Fable's stuff was useless because it was tacked into the side, not because it was too deep or too esoteric. You could be good or evil or married or gay, and it didn't affect anything. Hell, you could go to the next town over and live a completely different life and noone would care.

Joe Cooper

I've always thought the simulation thing was a bit duh; it's the game design equivalent to telling someone to use less adverbs or cut superfluous words. The bare basics.

Beyond that, I think it might be interesting to explore.

Games like Civilization 3 and others have a lot of what I'd call "conceptual realism" and it works fine.

If one plans to build a real game, drawing from life is a great way to gather material.

The alternative is the endless cycle of basing it on whatever game or movie you just saw, and that can lead to a lot of tired tropes like space marines. Stepping back and looking at it from the start to reassess is always a good idea and can lead to some novel results.

Then there's the superficial realism (shadows, etc.) and simulation realism (Jane's F-15 Flight Sim) that, yeah, has nothing direct to do with games.

Nils Echterling

To a simulationist, a game is an opportunity to explore permutations, and both story and gameplay need to work within the boundary of something approaching reality.

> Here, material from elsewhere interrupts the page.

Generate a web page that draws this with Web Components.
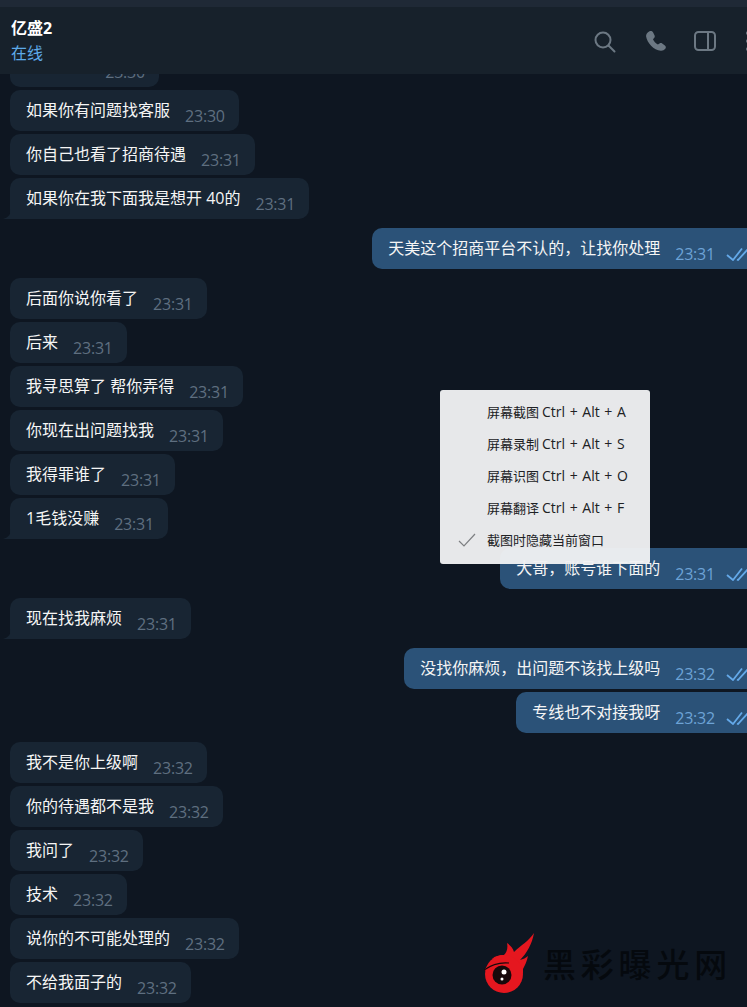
<!DOCTYPE html>
<html>
<head>
<meta charset="utf-8">
<style>
    html, body {
        margin: 0;
        height: 100%;
        overflow: hidden;
        background: #0e1621;
    }
    body {
        font-family: "Open Sans", "Noto Sans CJK SC", sans-serif;
        display: flex;
        flex-direction: column;
        position: relative;
    }
</style>
</head>
<body>
<chat-header name="亿盛2" status="在线"></chat-header>
<message-list>
    <chat-bubble time="23:30" style="--w:149px"></chat-bubble>
    <chat-bubble time="23:30">如果你有问题找客服</chat-bubble>
    <chat-bubble time="23:31">你自己也看了招商待遇</chat-bubble>
    <chat-bubble time="23:31" tail last>如果你在我下面我是想开 40的</chat-bubble>
    <chat-bubble time="23:31" out last>天美这个招商平台不认的，让找你处理</chat-bubble>
    <chat-bubble time="23:31">后面你说你看了</chat-bubble>
    <chat-bubble time="23:31">后来</chat-bubble>
    <chat-bubble time="23:31">我寻思算了 帮你弄得</chat-bubble>
    <chat-bubble time="23:31">你现在出问题找我</chat-bubble>
    <chat-bubble time="23:31">我得罪谁了</chat-bubble>
    <chat-bubble time="23:31" tail last>1毛钱没赚</chat-bubble>
    <chat-bubble time="23:31" out last>大哥，账号谁下面的</chat-bubble>
    <chat-bubble time="23:31" tail last>现在找我麻烦</chat-bubble>
    <chat-bubble time="23:32" out>没找你麻烦，出问题不该找上级吗</chat-bubble>
    <chat-bubble time="23:32" out last>专线也不对接我呀</chat-bubble>
    <chat-bubble time="23:32">我不是你上级啊</chat-bubble>
    <chat-bubble time="23:32">你的待遇都不是我</chat-bubble>
    <chat-bubble time="23:32">我问了</chat-bubble>
    <chat-bubble time="23:32">技术</chat-bubble>
    <chat-bubble time="23:32">说你的不可能处理的</chat-bubble>
    <chat-bubble time="23:32">不给我面子的</chat-bubble>
</message-list>
<capture-menu>
    <menu-row keys="Ctrl + Alt + A">屏幕截图</menu-row>
    <menu-row keys="Ctrl + Alt + S">屏幕录制</menu-row>
    <menu-row keys="Ctrl + Alt + O">屏幕识图</menu-row>
    <menu-row keys="Ctrl + Alt + F">屏幕翻译</menu-row>
    <menu-row checked>截图时隐藏当前窗口</menu-row>
</capture-menu>
<site-mark>黑彩曝光网</site-mark>

<script>
class ChatHeader extends HTMLElement {
    constructor() {
        super();
        this.attachShadow({ mode: 'open' });
    }

    connectedCallback() {
        this.shadowRoot.innerHTML = `
            <style>
                :host {
                    display: block;
                    flex: none;
                    position: relative;
                    z-index: 2;
                    border-top: 7px solid #1f2936;
                    background: #17212b;
                    height: 67px;
                    color: #fff;
                }
                .row {
                    display: flex;
                    align-items: center;
                    justify-content: space-between;
                    height: 100%;
                    padding-left: 11px;
                }
                .who {
                    padding-top: 4px;
                }
                .name {
                    font-size: 16px;
                    font-weight: 700;
                    line-height: 24px;
                    margin-top: -5px;
                }
                .status {
                    font-size: 16px;
                    line-height: 24px;
                    margin-top: 1px;
                    color: #5eaae8;
                }
                .icons {
                    display: flex;
                    align-items: center;
                    margin-right: -13px;
                    margin-top: 1px;
                }
                svg {
                    display: block;
                    flex: none;
                    width: 24px;
                    height: 24px;
                    fill: none;
                    stroke: #6c7883;
                    stroke-width: 2;
                    stroke-linecap: round;
                }
                .solid {
                    fill: #6c7883;
                    stroke: none;
                }
            </style>
            <div class="row">
                <div class="who">
                    <div class="name">${this.getAttribute('name')}</div>
                    <div class="status">${this.getAttribute('status')}</div>
                </div>
                <div class="icons">
                    <svg viewBox="0 0 24 24"><circle cx="10" cy="11" r="7.500"/><path d="M15.500 16.500l6 6"/></svg>
                    <svg viewBox="0 0 24 24" style="margin-left:27px"><path class="solid" d="M5.500 2.200c1.300-.7 2.800-.2 3.500 1.100l1.500 3c.5 1 .3 2-.4 2.800L9 10.300c.9 2.200 2.600 4 4.900 5.100l1.600-1c.9-.5 1.900-.5 2.700.1l2.700 2c1.100.8 1.300 2.300.4 3.300-1.100 1.300-2.700 2-4.400 1.900C9.600 21.300 3 13.500 2.100 7.400 1.800 5.300 3.300 3.300 5.500 2.200z"/></svg>
                    <svg viewBox="0 0 24 24" style="margin-left:25px"><rect x="2" y="3" width="20" height="18" rx="3.500"/><path d="M15 3v18"/></svg>
                    <svg viewBox="0 0 24 24" style="margin-left:19px"><circle class="solid" cx="12" cy="4" r="2"/><circle class="solid" cx="12" cy="12" r="2"/><circle class="solid" cx="12" cy="20" r="2"/></svg>
                </div>
            </div>
        `;
    }
}

class MessageList extends HTMLElement {
    constructor() {
        super();
        this.attachShadow({ mode: 'open' }).innerHTML = `
            <style>
                :host {
                    display: flex;
                    flex-direction: column;
                    align-items: flex-start;
                    gap: 3px;
                    flex: none;
                    margin-top: -28px;
                    padding-left: 10px;
                }
            </style>
            <slot></slot>
        `;
    }
}

class ChatBubble extends HTMLElement {
    constructor() {
        super();
        this.attachShadow({ mode: 'open' });
    }

    connectedCallback() {
        const time = this.getAttribute('time');
        const out = this.hasAttribute('out');
        const checks = out ? `
            <svg class="checks" viewBox="0 0 24 14">
                <path d="M2 8l6 5L17 1.500M12 12.500l1 .5L24 1"/>
            </svg>` : '';
        // The tail sits just left of the bubble's square bottom corner
        const tail = this.hasAttribute('tail') ? `
            <svg class="tail" viewBox="0 0 8 10"><path d="M8 0C8 4.500 6 8.500 0 10h8z"/></svg>` : '';

        this.shadowRoot.innerHTML = `
            <style>
                :host {
                    display: flex;
                    flex: none;
                    position: relative;
                    box-sizing: border-box;
                    height: 41px;
                    padding: 0 14px 0 16px;
                    border-radius: 10px;
                    background: #182533;
                    color: #f5f5f5;
                    font-size: 16px;
                }
                :host([last]) {
                    margin-bottom: 6px;
                }
                :host([tail]) {
                    border-bottom-left-radius: 0;
                }
                :host([out]) {
                    align-self: flex-end;
                    background: #2b5278;
                    padding-right: 7px;
                    margin-right: -9px;
                    border-radius: 10px 0 0 10px;
                }
                :host([style]) {
                    width: var(--w);
                }
                .text {
                    line-height: 24px;
                    padding-top: 8px;
                    white-space: nowrap;
                }
                .time {
                    margin-left: 15px;
                    line-height: 22px;
                    padding-top: 15px;
                    letter-spacing: -.2px;
                    color: #5f6f80;
                }
                :host([out]) .time {
                    color: #6da3d6;
                }
                :host([style]) .time {
                    margin-left: auto;
                }
                .checks {
                    width: 24px;
                    height: 14px;
                    margin: 19px 0 0 10px;
                    fill: none;
                    stroke: #64a9e9;
                    stroke-width: 1.800;
                }
                .tail {
                    position: absolute;
                    left: -7px;
                    bottom: 0;
                    width: 8px;
                    height: 10px;
                    fill: #182533;
                }
            </style>
            ${tail}
            <span class="text"><slot></slot></span>
            <span class="time">${time}</span>
            ${checks}
        `;
    }
}

class CaptureMenu extends HTMLElement {
    constructor() {
        super();
        this.attachShadow({ mode: 'open' }).innerHTML = `
            <style>
                :host {
                    display: block;
                    position: absolute;
                    left: 440px;
                    top: 390px;
                    width: 210px;
                    box-sizing: border-box;
                    padding: 6px 0 8px;
                    border-radius: 3px;
                    background: rgba(240, 241, 243, .96);
                    color: #202124;
                    z-index: 3;
                }
            </style>
            <slot></slot>
        `;
    }
}

class MenuRow extends HTMLElement {
    constructor() {
        super();
        this.attachShadow({ mode: 'open' });
    }

    connectedCallback() {
        const keys = this.getAttribute('keys');
        this.shadowRoot.innerHTML = `
            <style>
                :host {
                    display: flex;
                    align-items: center;
                    height: 32px;
                    margin-top: -1px;
                    margin-bottom: 1px;
                    padding-left: 47px;
                    font-size: 13px;
                    white-space: nowrap;
                    position: relative;
                }
                svg {
                    display: none;
                    position: absolute;
                    left: 18px;
                    top: 10px;
                    width: 18px;
                    height: 14px;
                    fill: none;
                    stroke: #7d7f82;
                    stroke-width: 1.200;
                }
                :host([checked]) svg {
                    display: block;
                }
                .keys {
                    margin-left: 3px;
                    font-size: 14px;
                    word-spacing: 1px;
                }
            </style>
            <svg viewBox="0 0 18 14"><path d="M1 8l5 5L17 1"/></svg>
            <slot></slot>
            ${keys ? `<span class="keys">${keys}</span>` : ''}
        `;
    }
}

class SiteMark extends HTMLElement {
    constructor() {
        super();
        this.attachShadow({ mode: 'open' }).innerHTML = `
            <style>
                :host {
                    display: flex;
                    align-items: center;
                    gap: 9px;
                    position: absolute;
                    left: 484px;
                    top: 933px;
                    z-index: 1;
                    color: #05090e;
                    font-family: "Noto Sans CJK SC", sans-serif;
                    font-size: 33px;
                    font-weight: 500;
                    letter-spacing: 4.800px;
                    white-space: nowrap;
                }
                svg {
                    display: block;
                    width: 50px;
                    height: 60px;
                }
            </style>
            <svg viewBox="0 0 50 60">
                <path fill="#e5171f" d="M50 0C45 8 37 12 30 19 29 15 26 12 23 10 24 15 23 19 20 22 15 22 11 23 8 26 11 25 14 25 16 26 9 28 4 32 0 37L20 41 39 40 39 36C41 32 43 28 44 23 42 25 39 26 36 27 43 20 48 11 50 0z"/>
                <circle cx="20" cy="41" r="19" fill="#e5171f"/>
                <path fill="none" stroke="#16090b" stroke-width="1.200" d="M0 37C7 32 15 29 25 30"/>
                <circle cx="18" cy="42" r="9.500" fill="#16090b"/>
                <circle cx="20" cy="39" r="2.500" fill="#fff"/>
                <circle cx="18" cy="46" r="1.500" fill="#fff"/>
            </svg>
            <span><slot></slot></span>
        `;
    }
}

customElements.define('chat-header', ChatHeader);
customElements.define('message-list', MessageList);
customElements.define('chat-bubble', ChatBubble);
customElements.define('capture-menu', CaptureMenu);
customElements.define('menu-row', MenuRow);
customElements.define('site-mark', SiteMark);
</script>
</body>
</html>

Careful with this statement. I'd consider myself a simulationist. I care alot about a game being credible and consistent. In fantasy games, for example, I think that the fireball of the mage should be able to break open the wooden chest.
But I'd never argue that there should be no fireball!

Simulationism means that you think that the game should simulate something. For example, a fantasy world. It does not necessarily mean that you want games to be like reality. In fact, I enjoy simulations of fantasy worlds, especially because they are different from the real world.